The idea is a good one, and it sounds funny on paper: cute, obscene, fresh. But in the wrong hands this project could have gone nowhere, or ended horribly. Without the right balance of respect for the real genre of the children’s book, without the masterful illustrations that perfectly capture the feel of a bedtime story while animating the pages with drollness and duplicity, it could have been an offensive farce. Thankfully, Mansbach realized the real meaning behind this book, the capability that it had before he even penned it. The experience of GTFTS really hits you once you’ve read it, laughed, and put it down for a while. You begin to realize the potential of the book, its ability to transcend generations and bring parents face-to-face with their shortcomings. The words on these pages are poetic internalizations realized for the world to see. The idea can be applied anywhere during the journey of the parent: Stop fucking crying, eat your fucking dinner, take your fucking bath.

Of course, with all the praise being heaped on the book by critics, there is some negative press. CNN contributor Karen Spears Zacharias wrote a searing Page 2 Op-Ed piece about how “not funny” and “violent” she found the book. At one point she imagines that if the book were written about “Jews, blacks, Muslims, or Latinos” that it would be “hard to imagine this kind of humor being tolerated.” Now, while I’m pretty sure Zacharias just wanted to throw in some hot-button words to garner attention (and while her comparison makes absolutely no sense), her fears are marginally understandable.

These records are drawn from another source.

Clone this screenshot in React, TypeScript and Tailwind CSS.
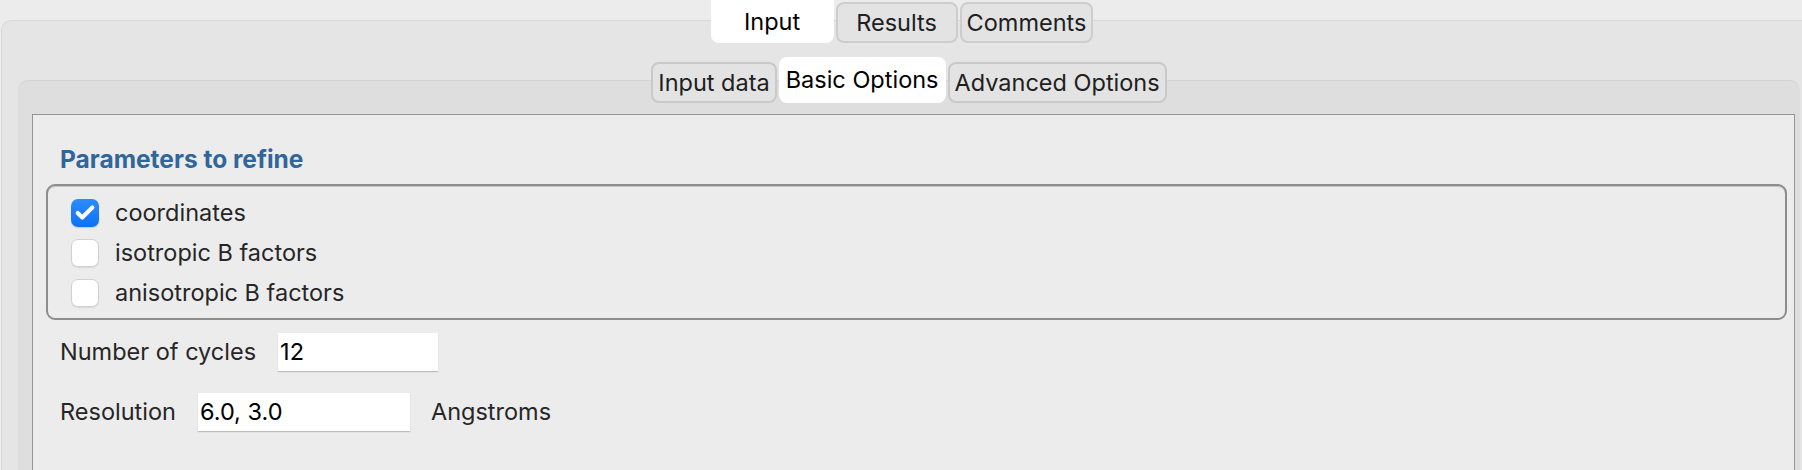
import { Check } from "lucide-react";

const topTabs = [
  { label: "Input", active: true },
  { label: "Results", active: false },
  { label: "Comments", active: false },
];

const subTabs = [
  { label: "Input data", active: false },
  { label: "Basic Options", active: true },
  { label: "Advanced Options", active: false },
];

const params = [
  { label: "coordinates", checked: true },
  { label: "isotropic B factors", checked: false },
  { label: "anisotropic B factors", checked: false },
];

function Checkbox({ checked }: { checked: boolean }) {
  if (checked) {
    return (
      <span className="flex h-[28px] w-[28px] items-center justify-center rounded-[7px] bg-gradient-to-b from-[#2b8cfd] to-[#0a72f5] shadow-[0_1px_1px_rgba(0,0,0,0.15)]">
        <Check size={22} strokeWidth={4.5} className="text-white" aria-hidden="true" />
      </span>
    );
  }
  return (
    <span className="h-[28px] w-[28px] rounded-[7px] border border-[#d2d2d2] bg-white shadow-[0_1px_1px_rgba(0,0,0,0.08)]" />
  );
}

export default function App() {
  return (
    <div
      className="h-[470px] w-[1802px] overflow-hidden bg-[#ececec] text-[23.5px] text-[#262626]"
      style={{ fontFamily: "Inter, 'Noto Sans', sans-serif" }}
    >
      {/* main tab bar */}
      <div className="relative z-10 flex h-[43px] items-end justify-center gap-[2px] pl-[2px]">
        {topTabs.map((tab) =>
          tab.active ? (
            <div
              key={tab.label}
              className="flex h-[43px] min-w-[123px] items-center justify-center rounded-b-[8px] bg-white px-[6px] text-black"
            >
              {tab.label}
            </div>
          ) : (
            <div
              key={tab.label}
              className="flex h-[41px] min-w-[122px] items-center justify-center rounded-[8px] border-2 border-[#cdcdcd] bg-[#e3e3e3] px-[5px] text-[#202020]"
            >
              {tab.label}
            </div>
          )
        )}
      </div>

      {/* outer panel */}
      <div className="-mt-[23px] ml-[1px] rounded-tl-[10px] border-l border-t border-[#d9d9d9] bg-[#e5e5e5] pl-[16px] pr-[2px] pt-[36px]">
        {/* sub tab bar */}
        <div className="relative z-10 flex h-[46px] items-end justify-center gap-[2px]">
          {subTabs.map((tab) =>
            tab.active ? (
              <div
                key={tab.label}
                className="flex h-[46px] items-center justify-center rounded-[8px] bg-white px-[7px] text-black"
              >
                {tab.label}
              </div>
            ) : (
              <div
                key={tab.label}
                className="flex h-[41px] items-center justify-center rounded-[8px] border-2 border-[#c9c9c9] bg-[#e3e3e3] px-[5px] text-[#202020]"
              >
                {tab.label}
              </div>
            )
          )}
        </div>

        {/* inner panel */}
        <div className="-mt-[23px] h-[420px] rounded-t-[10px] border-t border-[#d4d4d4] bg-[#dedede] pl-[14px] pr-[5px] pt-[33px]">
          <div className="h-full border-l border-r border-t border-[#959595] bg-[#ececec] pl-[13px] pr-[7px] pt-[30px]">
            <h2 className="pl-[14px] text-[24.5px] font-bold leading-[28px] text-[#31669b]">Parameters to refine</h2>

            <div className="mt-[11px] rounded-[9px] border-2 border-[#8d8d8d] pb-[5px] pl-[23px] pt-[7px] shadow-[inset_0_1px_0_#c4c4c4]">
              {params.map((p) => (
                <label key={p.label} className="flex h-[40px] items-center gap-[16px]">
                  <Checkbox checked={p.checked} />
                  <span>{p.label}</span>
                </label>
              ))}
            </div>

            <div className="mt-[13px] flex items-center gap-[22px] pl-[14px]">
              <span>Number of cycles</span>
              <div className="flex h-[38px] w-[160px] items-center bg-white pl-[2px] text-black shadow-[0_1px_1px_rgba(0,0,0,0.2)]">
                12
              </div>
            </div>

            <div className="mt-[22px] flex items-center pl-[14px]">
              <span>Resolution</span>
              <div className="ml-[22px] flex h-[38px] w-[212px] items-center bg-white pl-[2px] text-black shadow-[0_1px_1px_rgba(0,0,0,0.2)]">
                6.0, 3.0
              </div>
              <span className="ml-[21px]">Angstroms</span>
            </div>
          </div>
        </div>
      </div>
    </div>
  );
}
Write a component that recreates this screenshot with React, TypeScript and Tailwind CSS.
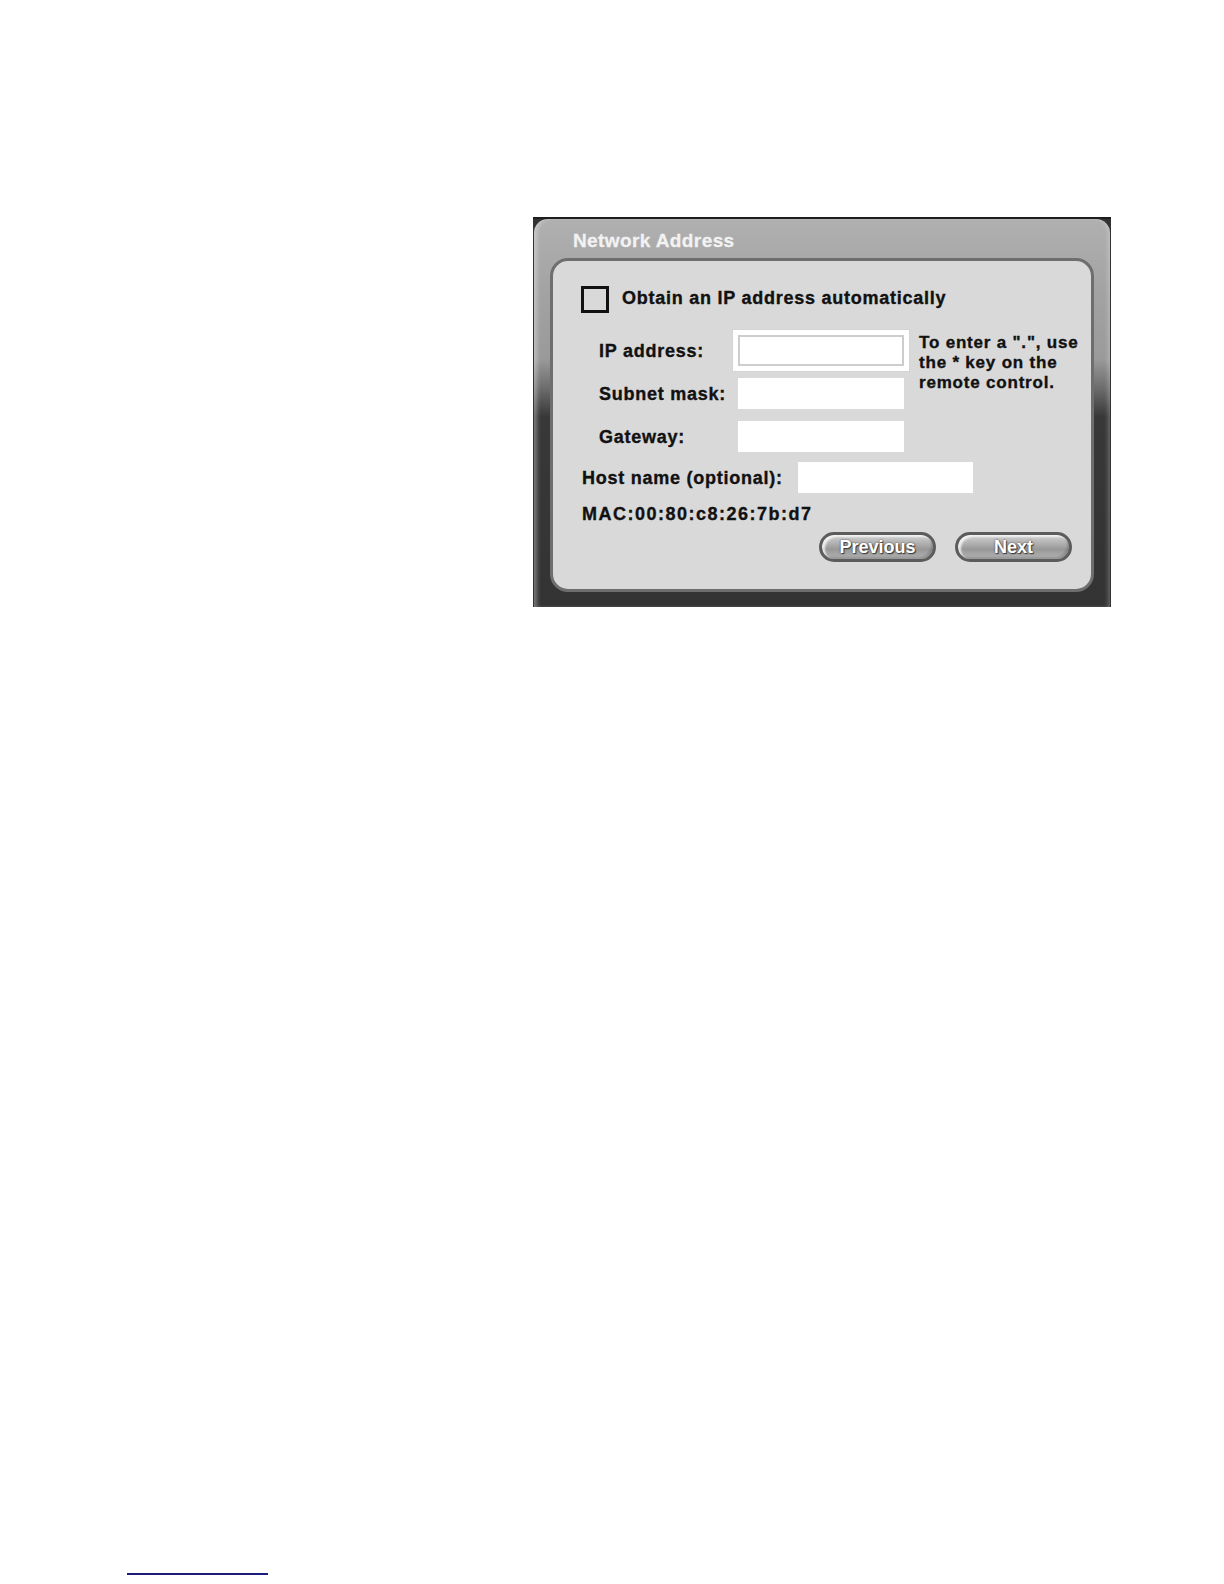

Yes, the book is not suitable for children (though it doesn’t purport to be) and could be detrimental if misinterpreted (as I believe Zacharias did), but its intentions are good. One of her arguments is that not enough parents spend time with their children, especially when putting them to bed, and that this book is harmful to that area of a child’s development and relationship to their parent. What she fails to note is Mansbach’s diligence when he created the parent character.  The parent relentlessly reads to the child, fetches them milk and water and a stuffed bear, soothes them, and loves them.  Zacharias never notes in her piece that this book is the internalization of parent’s thoughts, not the actualities. If she wanted to talk about bad parenting, this was the wrong book to crucify. A bad parent would never read this book, and would certainly never enjoy it, because the content would be unbearable. A good parent, however, finds the humor and relief in a story that provides true catharsis in a beautiful, familiar shape while also celebrating the joys and innocence’s of a child’s playful mind.

I showed my mother the book and she thought it was great. She told me she had to have a copy of it for the house. Why would she want it now, now that she’s so far past that part of raising me? I imagine it as a reward for her, a chance to laugh and relate, and reflect on how all of those internalizations and sleepless nights went into making sure I was a healthy, happy child.  Now that I have a copy, I imagine it helping me through some of those future nights as well, and hell, maybe I’ll even pass it along to my kids once their old enough to appreciate how obscenity and subversiveness can translate into commemoration and appreciation with a little sense of humor and an imagination.